Wednesday, April 04, 2007

Bibendum in Bordeaux - Day Two

After a couple of tours of Bordeaux’s more colourfully graffiti’d neighbourhoods and several industrial parks, the trusty Zafira managed to guess its way onto the road to the Medoc. Spirits were high as vineyards started to flash by on either side and it was nearly time to leave the hype behind and taste our first 2006 wines.

The first two stops came in close succession, at Leoville Las Cases and Barton. Tough start with Chappelle de Potensac and Potensac stripping the bejaysus out of our mouths. Clos de Marquis was a big improvement and Leoville Las Cases was immensely popular with half the group and just ‘very good’ for the others. After the traditionally cold reception from Las Cases, rolling into Barton was like returning home to see old friends and family. Anthony and Lilian are always the most genial of hosts and the seemed genuinely pleased to see Messrs Collins and gang. Langoa and Leoville were good though when we tasted them the following day at a UGC, they were positively charming (was it a fruit day?). In the rest of their imported line-up, Haut Marbuzet and Feytit Clinet also impressed. When pushed, Anthony declared that 2006 was “…definitely much better than ’04. I’ll see what the market’s doing and say to hell with everyone else,” meaning that he wasn’t about to follow others in their price-hiking strategies.
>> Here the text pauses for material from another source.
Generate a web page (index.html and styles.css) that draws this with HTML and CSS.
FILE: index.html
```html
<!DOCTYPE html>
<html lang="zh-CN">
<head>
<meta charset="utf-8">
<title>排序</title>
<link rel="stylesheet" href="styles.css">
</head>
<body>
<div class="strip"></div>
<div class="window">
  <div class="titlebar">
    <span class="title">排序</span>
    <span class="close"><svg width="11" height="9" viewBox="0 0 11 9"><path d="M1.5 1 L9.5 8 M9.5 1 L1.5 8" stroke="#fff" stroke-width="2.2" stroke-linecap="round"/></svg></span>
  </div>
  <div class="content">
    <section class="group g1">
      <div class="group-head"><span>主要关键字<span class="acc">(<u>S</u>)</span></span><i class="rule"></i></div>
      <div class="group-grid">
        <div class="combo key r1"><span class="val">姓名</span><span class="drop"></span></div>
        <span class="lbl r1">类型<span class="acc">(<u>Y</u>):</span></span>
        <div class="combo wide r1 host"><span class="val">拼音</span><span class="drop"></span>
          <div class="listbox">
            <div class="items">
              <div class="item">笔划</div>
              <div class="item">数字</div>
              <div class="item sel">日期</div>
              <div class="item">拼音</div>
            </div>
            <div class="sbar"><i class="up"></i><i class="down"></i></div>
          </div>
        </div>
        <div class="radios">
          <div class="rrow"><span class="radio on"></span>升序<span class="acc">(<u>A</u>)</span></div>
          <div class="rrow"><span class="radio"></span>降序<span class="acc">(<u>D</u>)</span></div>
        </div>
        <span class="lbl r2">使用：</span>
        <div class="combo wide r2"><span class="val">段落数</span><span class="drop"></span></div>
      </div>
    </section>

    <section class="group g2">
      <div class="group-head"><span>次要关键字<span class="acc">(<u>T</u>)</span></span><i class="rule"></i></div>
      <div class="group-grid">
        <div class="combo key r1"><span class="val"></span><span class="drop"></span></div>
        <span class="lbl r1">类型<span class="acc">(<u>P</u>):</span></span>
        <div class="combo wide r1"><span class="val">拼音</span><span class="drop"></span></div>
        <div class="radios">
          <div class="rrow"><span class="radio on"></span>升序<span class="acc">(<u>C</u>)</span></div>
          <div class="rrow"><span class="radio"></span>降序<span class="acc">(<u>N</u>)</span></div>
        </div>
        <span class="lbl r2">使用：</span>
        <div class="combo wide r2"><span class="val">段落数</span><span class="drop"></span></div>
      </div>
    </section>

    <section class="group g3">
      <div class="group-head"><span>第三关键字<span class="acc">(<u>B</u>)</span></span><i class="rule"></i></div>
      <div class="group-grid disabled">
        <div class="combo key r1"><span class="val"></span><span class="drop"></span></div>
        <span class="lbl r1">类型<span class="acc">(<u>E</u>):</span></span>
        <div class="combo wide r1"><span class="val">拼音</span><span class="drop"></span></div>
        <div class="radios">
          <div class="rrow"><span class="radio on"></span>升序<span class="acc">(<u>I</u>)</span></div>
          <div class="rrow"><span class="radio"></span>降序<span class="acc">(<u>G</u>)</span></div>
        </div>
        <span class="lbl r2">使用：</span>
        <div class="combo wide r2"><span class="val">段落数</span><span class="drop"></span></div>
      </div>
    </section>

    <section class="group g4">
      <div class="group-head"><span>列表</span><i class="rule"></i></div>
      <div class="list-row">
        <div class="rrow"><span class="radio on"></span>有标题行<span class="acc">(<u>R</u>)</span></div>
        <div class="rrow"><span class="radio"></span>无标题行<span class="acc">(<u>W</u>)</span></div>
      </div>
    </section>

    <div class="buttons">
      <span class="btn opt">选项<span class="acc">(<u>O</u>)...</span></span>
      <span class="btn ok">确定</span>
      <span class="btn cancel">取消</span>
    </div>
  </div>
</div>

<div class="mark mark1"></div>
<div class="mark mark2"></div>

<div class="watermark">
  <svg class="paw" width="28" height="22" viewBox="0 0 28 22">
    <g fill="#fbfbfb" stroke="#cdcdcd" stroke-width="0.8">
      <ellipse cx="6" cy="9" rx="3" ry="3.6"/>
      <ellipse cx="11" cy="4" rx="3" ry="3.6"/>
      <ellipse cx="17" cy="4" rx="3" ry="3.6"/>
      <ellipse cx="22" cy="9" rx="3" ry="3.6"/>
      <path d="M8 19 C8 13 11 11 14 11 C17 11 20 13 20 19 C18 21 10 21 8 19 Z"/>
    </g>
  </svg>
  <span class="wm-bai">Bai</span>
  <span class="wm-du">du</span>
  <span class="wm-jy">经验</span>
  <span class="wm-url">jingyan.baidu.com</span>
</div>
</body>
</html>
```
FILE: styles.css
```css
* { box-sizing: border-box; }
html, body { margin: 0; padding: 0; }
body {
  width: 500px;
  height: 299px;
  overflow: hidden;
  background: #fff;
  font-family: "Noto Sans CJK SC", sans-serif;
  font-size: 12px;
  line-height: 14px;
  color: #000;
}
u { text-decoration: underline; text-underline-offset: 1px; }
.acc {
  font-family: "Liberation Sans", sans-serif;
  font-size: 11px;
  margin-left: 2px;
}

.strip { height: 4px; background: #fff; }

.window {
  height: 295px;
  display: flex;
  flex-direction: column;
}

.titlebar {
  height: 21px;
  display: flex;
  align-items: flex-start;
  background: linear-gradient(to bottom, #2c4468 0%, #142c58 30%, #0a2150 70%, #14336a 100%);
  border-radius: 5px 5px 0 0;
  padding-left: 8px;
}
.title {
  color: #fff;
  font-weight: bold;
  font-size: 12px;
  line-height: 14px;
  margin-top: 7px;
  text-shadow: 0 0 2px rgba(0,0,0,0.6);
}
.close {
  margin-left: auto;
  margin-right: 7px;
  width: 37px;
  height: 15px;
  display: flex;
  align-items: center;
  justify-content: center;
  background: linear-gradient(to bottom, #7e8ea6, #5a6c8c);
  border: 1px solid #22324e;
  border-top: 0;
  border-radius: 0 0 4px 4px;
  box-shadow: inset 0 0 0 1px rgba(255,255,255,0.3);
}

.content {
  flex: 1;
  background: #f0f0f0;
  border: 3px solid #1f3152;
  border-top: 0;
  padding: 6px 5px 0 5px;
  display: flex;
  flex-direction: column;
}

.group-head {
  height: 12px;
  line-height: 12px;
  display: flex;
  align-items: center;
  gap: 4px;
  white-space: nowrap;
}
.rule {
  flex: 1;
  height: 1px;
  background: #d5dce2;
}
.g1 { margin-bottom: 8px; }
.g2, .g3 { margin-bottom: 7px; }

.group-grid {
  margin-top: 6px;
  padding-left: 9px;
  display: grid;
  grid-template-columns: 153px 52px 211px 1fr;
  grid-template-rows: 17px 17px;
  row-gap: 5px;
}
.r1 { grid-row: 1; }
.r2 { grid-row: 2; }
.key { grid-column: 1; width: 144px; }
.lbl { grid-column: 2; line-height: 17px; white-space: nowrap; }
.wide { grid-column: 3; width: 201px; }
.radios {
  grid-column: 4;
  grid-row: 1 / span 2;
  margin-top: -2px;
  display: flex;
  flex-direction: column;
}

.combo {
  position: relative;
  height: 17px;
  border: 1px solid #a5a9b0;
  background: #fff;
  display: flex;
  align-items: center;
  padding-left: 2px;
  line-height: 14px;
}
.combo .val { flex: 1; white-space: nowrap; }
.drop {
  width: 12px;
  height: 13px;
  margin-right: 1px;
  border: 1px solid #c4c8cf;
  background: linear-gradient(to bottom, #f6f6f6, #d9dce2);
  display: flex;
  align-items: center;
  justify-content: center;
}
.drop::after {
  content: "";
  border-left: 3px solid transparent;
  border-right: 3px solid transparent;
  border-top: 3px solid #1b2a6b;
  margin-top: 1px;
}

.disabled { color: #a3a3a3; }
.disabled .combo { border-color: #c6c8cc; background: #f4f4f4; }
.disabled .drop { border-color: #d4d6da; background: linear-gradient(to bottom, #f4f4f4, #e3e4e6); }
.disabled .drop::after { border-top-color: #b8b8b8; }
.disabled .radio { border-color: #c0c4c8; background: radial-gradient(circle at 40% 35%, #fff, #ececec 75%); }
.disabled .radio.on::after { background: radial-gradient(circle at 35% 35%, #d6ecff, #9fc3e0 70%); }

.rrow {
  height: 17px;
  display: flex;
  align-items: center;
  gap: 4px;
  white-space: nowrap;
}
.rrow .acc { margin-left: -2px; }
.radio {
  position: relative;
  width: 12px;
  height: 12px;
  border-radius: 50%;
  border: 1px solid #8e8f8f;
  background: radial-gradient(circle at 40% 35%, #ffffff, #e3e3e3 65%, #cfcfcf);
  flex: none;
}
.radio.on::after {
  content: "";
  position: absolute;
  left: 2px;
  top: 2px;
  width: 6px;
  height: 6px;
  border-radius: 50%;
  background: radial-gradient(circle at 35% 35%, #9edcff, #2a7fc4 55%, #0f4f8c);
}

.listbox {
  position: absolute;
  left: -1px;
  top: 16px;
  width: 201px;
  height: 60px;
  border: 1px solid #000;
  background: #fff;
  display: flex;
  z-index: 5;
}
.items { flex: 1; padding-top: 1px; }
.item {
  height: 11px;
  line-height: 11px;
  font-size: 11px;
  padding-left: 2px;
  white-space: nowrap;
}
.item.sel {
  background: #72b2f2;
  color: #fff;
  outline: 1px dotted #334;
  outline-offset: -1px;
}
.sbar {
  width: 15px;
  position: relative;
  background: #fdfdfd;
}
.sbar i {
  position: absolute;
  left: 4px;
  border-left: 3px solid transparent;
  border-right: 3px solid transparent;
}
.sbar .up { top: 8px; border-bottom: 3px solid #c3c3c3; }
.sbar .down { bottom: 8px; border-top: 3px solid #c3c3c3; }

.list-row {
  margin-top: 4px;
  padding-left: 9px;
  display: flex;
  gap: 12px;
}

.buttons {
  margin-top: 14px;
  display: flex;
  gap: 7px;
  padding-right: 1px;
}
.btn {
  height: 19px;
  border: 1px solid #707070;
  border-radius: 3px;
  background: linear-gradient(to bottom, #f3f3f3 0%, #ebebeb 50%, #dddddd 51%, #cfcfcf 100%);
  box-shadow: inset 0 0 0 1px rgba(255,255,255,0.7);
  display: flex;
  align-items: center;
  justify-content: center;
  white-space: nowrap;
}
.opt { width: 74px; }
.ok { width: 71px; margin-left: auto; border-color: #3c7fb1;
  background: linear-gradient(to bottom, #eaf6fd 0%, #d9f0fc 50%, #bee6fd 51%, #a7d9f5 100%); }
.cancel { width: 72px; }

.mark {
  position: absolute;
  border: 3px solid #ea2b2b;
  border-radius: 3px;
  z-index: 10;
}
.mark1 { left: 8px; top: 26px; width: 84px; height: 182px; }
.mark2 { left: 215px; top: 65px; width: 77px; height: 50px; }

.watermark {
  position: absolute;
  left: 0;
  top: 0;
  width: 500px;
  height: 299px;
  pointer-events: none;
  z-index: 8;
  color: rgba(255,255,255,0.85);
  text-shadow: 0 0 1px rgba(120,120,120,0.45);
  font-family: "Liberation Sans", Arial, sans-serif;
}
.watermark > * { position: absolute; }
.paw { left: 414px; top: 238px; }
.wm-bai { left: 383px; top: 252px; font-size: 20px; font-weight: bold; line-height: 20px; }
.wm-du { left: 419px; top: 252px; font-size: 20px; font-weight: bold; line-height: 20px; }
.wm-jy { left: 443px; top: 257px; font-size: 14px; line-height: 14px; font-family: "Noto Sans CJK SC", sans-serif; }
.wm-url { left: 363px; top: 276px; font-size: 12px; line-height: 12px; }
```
Despite being tasted in a new and utterly characterless tasting room, Palmer looked very promising; and from there to Chateau Margaux. Majestic in its setting, the welcome was as polished and gilt-edged as ever. And the wine? Again it split the group, Pavillon Rouge and Margaux elicited mixed hot and lukewarm comments. Pavillon Blanc got everyone back on the same page though – a sensational wine, sadly only half the normal production thanks to frost.

Then up north to one of our perennial favourites, Sociando Mallet, where we caught up with negociant Pierre-Michel for the first time. He quickly tested out the group on their French-speaking skills, a topic close to Ben’s heart. “Il est un Kiwi! He doesn’t speak anything, not even English!” The formalities out of the way, we were marched up to the swanky new tasting room where the wines were as smart as their new surroundings. Lots of spice, fruit and salt from the air of the Haut-Medoc. We were also treated to a carcass feast there which consisted of pate, terrine, jambon persille, blood sausage, roast beef and pork, and daube de boeuf. In short, not a vegetable in sight, unless you count pickles…which you kinda have to here.
All you needed in the background was the M&S music. There’s lunch…and then there’s a Bordelais lunch.

Off to Pichon Lalande where the wines were pretty tough to taste, but the Louis XVI chairs and modern art foibles were quite exquisite. Haut-Batailley looked pretty good, and we tasted it with someone who looked remarkably like Rumpole of the Bailey. They’ve upgraded the tasting experience at Montrose with a very posh seating arrangement but the wines were quite awkward to taste at the moment. Our second 1st growth of the day saw us get ferried completely unnecessarily around Mouton by Valkyrie warriors in wonderful golf buggies. D’Armailhac and Clerc Milon were looking great and Mouton is a monster. Impressive but very brooding and backward. Top stop of the day was at Latour where all 3 wines were quite sensational. At Ducru, rich Bruno explained his fascination with bizarre cat art everywhere. It actually made sense in kind of kooky way…still a bit ‘Eerie Indiana’ though.